The Chicago Race Riots of 1919.

Princess Kaiulani of Hawaii. Hadn’t heard of her until I got my hands on her fictional diary.

Lattimer mine massacre, when striking coal miners were shot and killed by the sheriff.

Japanese internment–I didn’t know Japanese people on the West Coast were interned from 1942 until I read one of the My Name is America books.

So, at the very least, I hope Niece #1 likes the books and remembers some parts of them when she’s older and has to take her New York State mandated social studies Regents exams.

6 thoughts on “Passing Books On

  1. That's awesome! I use to pass books that I read on to my brother, mostly things like The Call of the Wild and Goosebumps. I dont know what I did with my Babysitter Club books. I know Sweet Valley High and all related series went to a couple of different used bookstores. Maybe that's where The Babysitter's Club went.
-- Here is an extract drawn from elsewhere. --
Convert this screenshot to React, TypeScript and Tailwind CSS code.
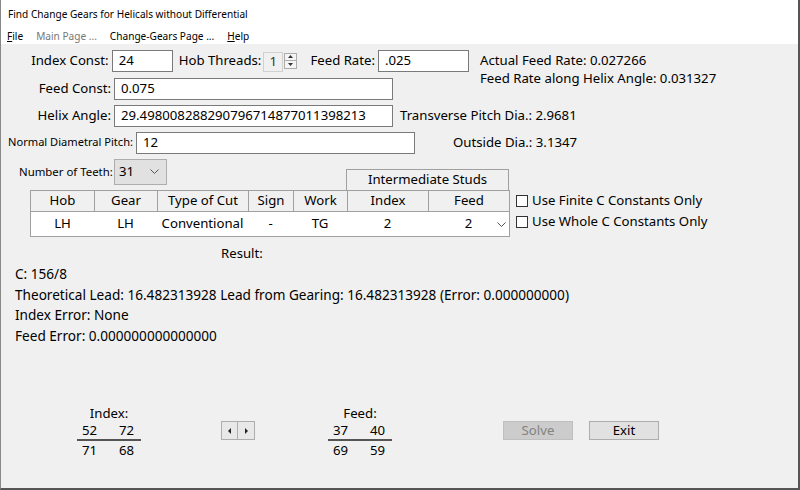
import React from "react";

const font = "font-['Noto_Sans',sans-serif]";

function Field({ w, value }: { w: string; value: string }) {
  return (
    <div
      className={`${w} shrink-0 h-[22px] bg-white border border-[#7a7a7a] pl-[6px] flex items-center text-[13.2px] leading-none overflow-hidden whitespace-nowrap`}
    >
      {value}
    </div>
  );
}

function Spin() {
  return (
    <div className="flex items-center h-[23px] ml-[2px] shrink-0">
      <div className="w-[20px] h-[20px] mt-[2px] border border-[#d0d0d0] bg-[#f0f0f0] flex items-center pl-[5px] text-[13.2px] text-[#333]">
        1
      </div>
      <div className="flex flex-col ml-[1px] border border-[#adadad] h-[16px] w-[13px]">
        <div className="flex-1 flex items-center justify-center bg-[#f4f4f4] border-b border-[#adadad]">
          <svg width="5" height="3" viewBox="0 0 5 3"><path d="M0 3 L2.5 0 L5 3 Z" fill="#333" /></svg>
        </div>
        <div className="flex-1 flex items-center justify-center bg-[#f4f4f4]">
          <svg width="5" height="3" viewBox="0 0 5 3"><path d="M0 0 L2.5 3 L5 0 Z" fill="#333" /></svg>
        </div>
      </div>
    </div>
  );
}

function Chevron() {
  return (
    <svg width="9" height="6" viewBox="0 0 9 6">
      <path d="M0.5 0.5 L4.5 4.5 L8.5 0.5" stroke="#555" strokeWidth="1" fill="none" />
    </svg>
  );
}

function Check({ label }: { label: string }) {
  return (
    <div className="flex items-center h-[21px] whitespace-nowrap">
      <div className="w-[12px] h-[12px] border border-[#333] bg-white" />
      <span className="ml-[4px] text-[13.2px]">{label}</span>
    </div>
  );
}

function Fraction({ title, top, bottom }: { title: string; top: string[]; bottom: string[] }) {
  return (
    <div className="flex flex-col items-center w-[64px] text-[13.2px] leading-[18px]">
      <div>{title}</div>
      <div className="flex w-full justify-between pl-[5px] pr-[7px] -mt-[1px]">
        <span>{top[0]}</span>
        <span>{top[1]}</span>
      </div>
      <div className="w-full h-[2px] bg-[#555]" />
      <div className="flex w-full justify-between pl-[5px] pr-[7px]">
        <span>{bottom[0]}</span>
        <span>{bottom[1]}</span>
      </div>
    </div>
  );
}

export default function App() {
  const head = ["Hob", "Gear", "Type of Cut", "Sign", "Work", "Index", "Feed"];
  const widths = ["w-[63px]", "w-[63px]", "w-[91px]", "w-[45px]", "w-[54px]", "w-[81px]", "w-[81px]"];
  const row = ["LH", "LH", "Conventional", "-", "TG", "2", "2"];

  return (
    <div className={`w-[800px] h-[490px] bg-[#f0f0f0] border-l border-r-2 border-b-2 border-l-[#888] border-r-[#555] border-b-[#555] text-black ${font} overflow-hidden whitespace-nowrap`}>
      {/* title + menu */}
      <div className="bg-white h-[44px]">
        <div className="h-[29px] flex items-center pl-[7px] text-[10.1px]">
          Find Change Gears for Helicals without Differential
        </div>
        <div className="h-[15px] flex items-center text-[10.1px] pl-[6px]">
          <span><span className="underline">F</span>ile</span>
          <span className="ml-[13px] text-[#777]">Main Page ...</span>
          <span className="ml-[13px]">Change-Gears Page ...</span>
          <span className="ml-[13px]"><span className="underline">H</span>elp</span>
        </div>
      </div>

      {/* top rows */}
      <div className="flex mt-[5px]">
        <div className="flex flex-col gap-[5px] w-[468px]">
          <div className="flex items-center h-[23px]">
            <span className="w-[110px] text-right text-[13.2px]">Index Const:</span>
            <Field w="w-[61px] ml-[3px]" value="24" />
            <span className="ml-[6px] text-[13.2px]">Hob Threads:</span>
            <Spin />
            <span className="ml-[13px] text-[13.2px]">Feed Rate:</span>
            <Field w="w-[91px] ml-[3px]" value=".025" />
          </div>
          <div className="flex items-center h-[23px]">
            <span className="w-[110px] text-right text-[13.2px]">Feed Const:</span>
            <Field w="w-[279px] ml-[3px]" value="0.075" />
          </div>
        </div>
        <div className="flex flex-col pl-[11px] text-[13.2px] leading-[18px] pt-[2px]">
          <span>Actual Feed Rate: 0.027266</span>
          <span>Feed Rate along Helix Angle: 0.031327</span>
        </div>
      </div>

      <div className="flex items-center h-[23px] mt-[4px]">
        <span className="w-[110px] text-right text-[13.2px]">Helix Angle:</span>
        <Field w="w-[279px] ml-[3px]" value="29.498008288290796714877011398213" />
        <span className="ml-[7px] text-[13.2px]">Transverse Pitch Dia.: 2.9681</span>
      </div>

      <div className="flex items-center h-[23px] mt-[4px]">
        <span className="w-[132px] text-right text-[11.1px]">Normal Diametral Pitch:</span>
        <Field w="w-[279px] ml-[3px]" value="12" />
        <span className="ml-[38px] text-[13.2px]">Outside Dia.: 3.1347</span>
      </div>

      {/* teeth + intermediate studs header */}
      <div className="flex items-end mt-[5px]">
        <div className="w-[345px] flex items-center pl-[18px] mb-[5px]">
          <span className="w-[92px] text-[11.4px]">Number of Teeth:</span>
          <div className="ml-[3px] w-[53px] h-[26px] bg-[#e1e1e1] border border-[#adadad] flex items-center justify-between pl-[4px] pr-[7px] text-[13.2px]">
            <span>31</span>
            <Chevron />
          </div>
        </div>
        <div className="w-[163px] h-[21px] border border-b-0 border-[#a0a0a0] flex items-center justify-center text-[13.2px]">
          Intermediate Studs
        </div>
      </div>

      {/* table + checkboxes */}
      <div className="flex items-start">
        <div className="ml-[29px] border border-[#a0a0a0] flex flex-col">
          <div className="flex h-[20px]">
            {head.map((h, i) => (
              <div
                key={h}
                className={`${widths[i]} ${i > 0 ? "border-l border-[#a0a0a0]" : ""} flex items-center justify-center text-[13.2px]`}
              >
                {h}
              </div>
            ))}
          </div>
          <div className="flex h-[25px] bg-white border-t border-[#a0a0a0]">
            {row.map((c, i) => (
              <div key={i} className={`${widths[i]} flex items-center justify-center text-[13.2px] relative`}>
                {c}
                {i === 6 && (
                  <span className="absolute right-[3px] top-[10px] flex">
                    <Chevron />
                  </span>
                )}
              </div>
            ))}
          </div>
        </div>
        <div className="ml-[6px] flex flex-col">
          <Check label="Use Finite C Constants Only" />
          <Check label="Use Whole C Constants Only" />
        </div>
      </div>

      {/* result */}
      <div className="pl-[220px] mt-[6px] text-[13.2px] leading-[20px]">Result:</div>
      <div className="pl-[14px] mt-[1px] text-[13.6px] leading-[20.5px]">
        <div>C: 156/8</div>
        <div>Theoretical Lead: 16.482313928 Lead from Gearing: 16.482313928 (Error: 0.000000000)</div>
        <div>Index Error: None</div>
        <div>Feed Error: 0.000000000000000</div>
      </div>

      {/* bottom */}
      <div className="flex items-start mt-[58px]">
        <div className="ml-[76px]">
          <Fraction title="Index:" top={["52", "72"]} bottom={["71", "68"]} />
        </div>
        <div className="ml-[80px] mt-[17px] flex">
          <div className="w-[17px] h-[19px] bg-[#e8e8e8] border border-[#adadad] flex items-center justify-center">
            <svg width="3" height="6" viewBox="0 0 3 6"><path d="M3 0 L0 3 L3 6 Z" fill="#222" /></svg>
          </div>
          <div className="w-[17px] h-[19px] bg-[#e8e8e8] border border-l-0 border-[#adadad] flex items-center justify-center">
            <svg width="3" height="6" viewBox="0 0 3 6"><path d="M0 0 L3 3 L0 6 Z" fill="#222" /></svg>
          </div>
        </div>
        <div className="ml-[73px]">
          <Fraction title="Feed:" top={["37", "40"]} bottom={["69", "59"]} />
        </div>
        <div className="ml-[111px] mt-[17px] flex gap-[16px]">
          <div className="w-[70px] h-[19px] bg-[#cccccc] border border-[#bfbfbf] flex items-center justify-center text-[13.2px] text-[#838383]">
            Solve
          </div>
          <div className="w-[70px] h-[19px] bg-[#e1e1e1] border border-[#adadad] flex items-center justify-center text-[13.2px]">
            Exit
          </div>
        </div>
      </div>
    </div>
  );
}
  2. How lucky they are to have someone like you passing on the books like that! Since the books I read as a kid were all library loans, I've been collecting them again now for my own kids. But it would have been nicer to have been able to give them the very same books I once read. So yours are really treasures.
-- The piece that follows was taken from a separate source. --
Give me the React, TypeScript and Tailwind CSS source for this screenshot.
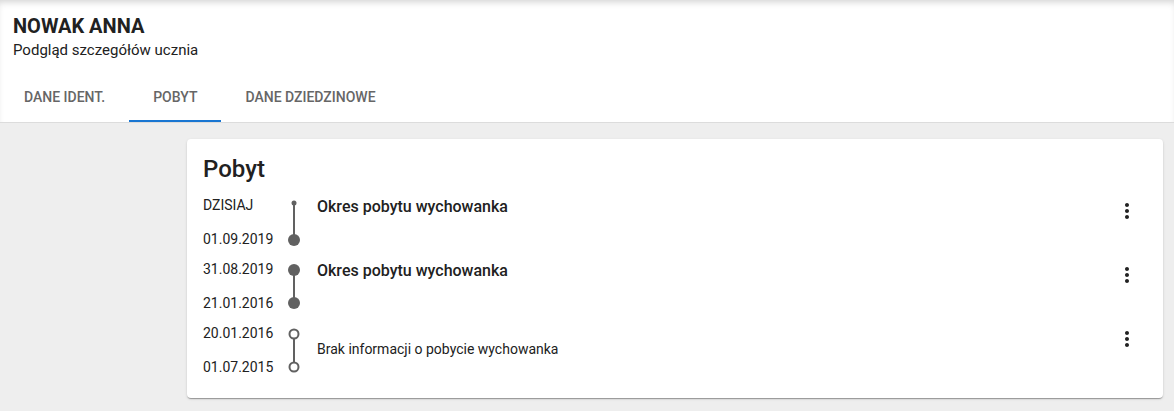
import React from "react";

type Stay = {
  from: string;
  to: string;
  title: string;
  known: boolean;
  current?: boolean;
};

const stays: Stay[] = [
  { from: "DZISIAJ", to: "01.09.2019", title: "Okres pobytu wychowanka", known: true, current: true },
  { from: "31.08.2019", to: "21.01.2016", title: "Okres pobytu wychowanka", known: true },
  { from: "20.01.2016", to: "01.07.2015", title: "Brak informacji o pobycie wychowanka", known: false },
];

const tabs = ["DANE IDENT.", "POBYT", "DANE DZIEDZINOWE"];

const MoreVert = () => (
  <svg width="24" height="24" viewBox="0 0 24 24" className="fill-[#222]">
    <path d="M12 8c1.1 0 2-.9 2-2s-.9-2-2-2-2 .9-2 2 .9 2 2 2zm0 2c-1.1 0-2 .9-2 2s.9 2 2 2 2-.9 2-2-.9-2-2-2zm0 6c-1.1 0-2 .9-2 2s.9 2 2 2 2-.9 2-2-.9-2-2-2z" />
  </svg>
);

const Marker = ({ stay }: { stay: Stay }) => {
  if (!stay.known) {
    return (
      <svg width="16" height="54" viewBox="0 0 16 54">
        <line x1="8" y1="16" x2="8" y2="39" stroke="#616161" strokeWidth="2" />
        <circle cx="8" cy="11" r="4.5" fill="#fff" stroke="#616161" strokeWidth="2" />
        <circle cx="8" cy="44" r="4.5" fill="#fff" stroke="#616161" strokeWidth="2" />
      </svg>
    );
  }
  const top = stay.current ? 8 : 11;
  return (
    <svg width="16" height="54" viewBox="0 0 16 54">
      <line x1="8" y1={top} x2="8" y2={stay.current ? 45 : 44} stroke="#616161" strokeWidth="2" />
      <circle cx="8" cy={top} r={stay.current ? 2.5 : 6} fill="#616161" />
      <circle cx="8" cy={stay.current ? 45 : 44} r="6" fill="#616161" />
    </svg>
  );
};

export default function App() {
  return (
    <div className="min-h-screen bg-[#eeeeee] font-['Roboto',sans-serif] text-[#212121]">
      <header className="bg-white border-b border-[#dcdcdc] shadow-[inset_0_5px_7px_-3px_rgba(0,0,0,0.18)]">
        <div className="px-[13px] pt-[13px]">
          <h1 className="text-[20px] leading-[27px] font-bold">NOWAK ANNA</h1>
          <p className="text-[15px] leading-5">Podgląd szczegółów ucznia</p>
        </div>
        <nav className="flex mt-[14px]">
          {tabs.map((t) => (
            <button
              key={t}
              className={
                "h-12 px-6 text-sm font-medium text-[#666] border-b-2 " +
                (t === "POBYT" ? "border-[#1976d2]" : "border-transparent")
              }
            >
              {t}
            </button>
          ))}
        </nav>
      </header>

      <main className="pl-[187px] pr-[11px] pt-4 pb-[13px]">
        <section className="bg-white rounded pl-4 pr-4 pt-[14px] pb-[21px] shadow-[0_2px_1px_-1px_rgba(0,0,0,0.2),0_1px_1px_0_rgba(0,0,0,0.14),0_1px_3px_0_rgba(0,0,0,0.12)]">
          <h2 className="text-2xl leading-8 font-medium">Pobyt</h2>
          <div className="mt-[10px] flex flex-col gap-[10px]">
            {stays.map((s, i) => (
              <div key={i} className="flex h-[54px]">
                <div className="w-[83px] flex flex-col justify-between text-sm leading-5">
                  <span>{s.from}</span>
                  <span>{s.to}</span>
                </div>
                <Marker stay={s} />
                <div className="flex-1 pl-[15px]">
                  {s.known ? (
                    <p className="text-base leading-6 font-medium">{s.title}</p>
                  ) : (
                    <p className="pt-[16px] text-sm leading-5">{s.title}</p>
                  )}
                </div>
                <div className="pt-1 mr-2">
                  <MoreVert />
                </div>
              </div>
            ))}
          </div>
        </section>
      </main>
    </div>
  );
}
  3. I have no idea where my American Girl books went, but I'm pretty sure the dolls are packed away in my parents' attic somewhere. Those things were expensive! I'll pull them out somewhere down the line for my daughters and get them started on the books, too.


  4. I gave Nieces 1 and 2 joint custody of my American Girl doll years ago, along with her accessories and clothes. Those things have only gotten more expensive! I remember the doll was $72 when I was a kid, because that seemed sooo expensive to me at the time.